On se croit au logis où l’on voudrait rester ;
On n’est qu’au vestibule... Et Dieu, quand on l’implore
Nous dit : « Prenez courage ! » en nous montrant encore
De grands escaliers à monter !
Ainsi va le temps : à petits pas.
Et il pleut toujours des petites peines !
*
N’oublions-nous pas que « l’homme est conduit dans la vie, par quelqu’un de meilleur que l’homme, à quelque chose de meilleur que la vie » ?
N’oublions-nous pas que tant de fibres sont à briser, parce qu’il nous est bon de saigner ?
En ce monde, tant de parti pris, tant de rouages grinçants, de moteurs enfiévrés et énervants font souffrir ; tant de sévérités inattendues viennent refroidir l’ancienne intimité de certaines amitiés, et nous pleurons. La rosée tombe ; elle rafraîchit, elle purifie, elle permet de voir juste et d’être bon.

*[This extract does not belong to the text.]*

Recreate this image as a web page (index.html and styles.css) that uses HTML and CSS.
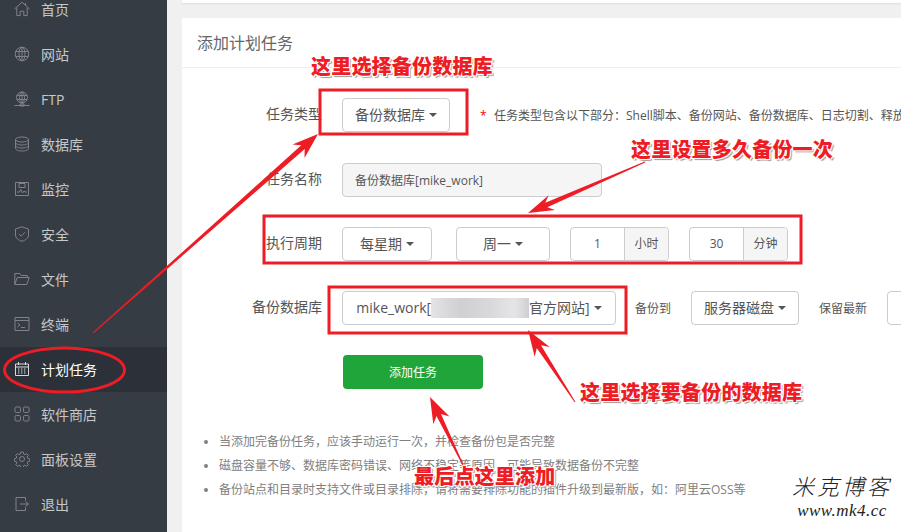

« Achevez, ô mon Dieu, les bons mouvements que vous me donnez. Ôtez donc de moi la tristesse que l’amour de moi-même pourrait me donner de mes propres souffrances, et des choses qui ne réussissent pas au gré des inclinations de mon cœur. » (Pascal.)
*
Dans l’au-delà mystérieux, il nous semble qu’un ange doit être chargé de recueillir les innombrables gouttes de rosée de tous les yeux, pour en porter à Dieu l’hommage. Il doit veiller à les épurer, afin que très purs, très soumis soient les pleurs offerts. Quel splendide holocauste ! Quelle pluie bénie ! Quelle prière féconde ! Et si des larmes d’amour y sont mêlées, l’ange, à genoux, doit étendre ses ailes et sourire à Dieu en lui disant : « Soyez béni pour les larmes des hommes ! »
MYRIAM DE G., Sources fraîches, 1950.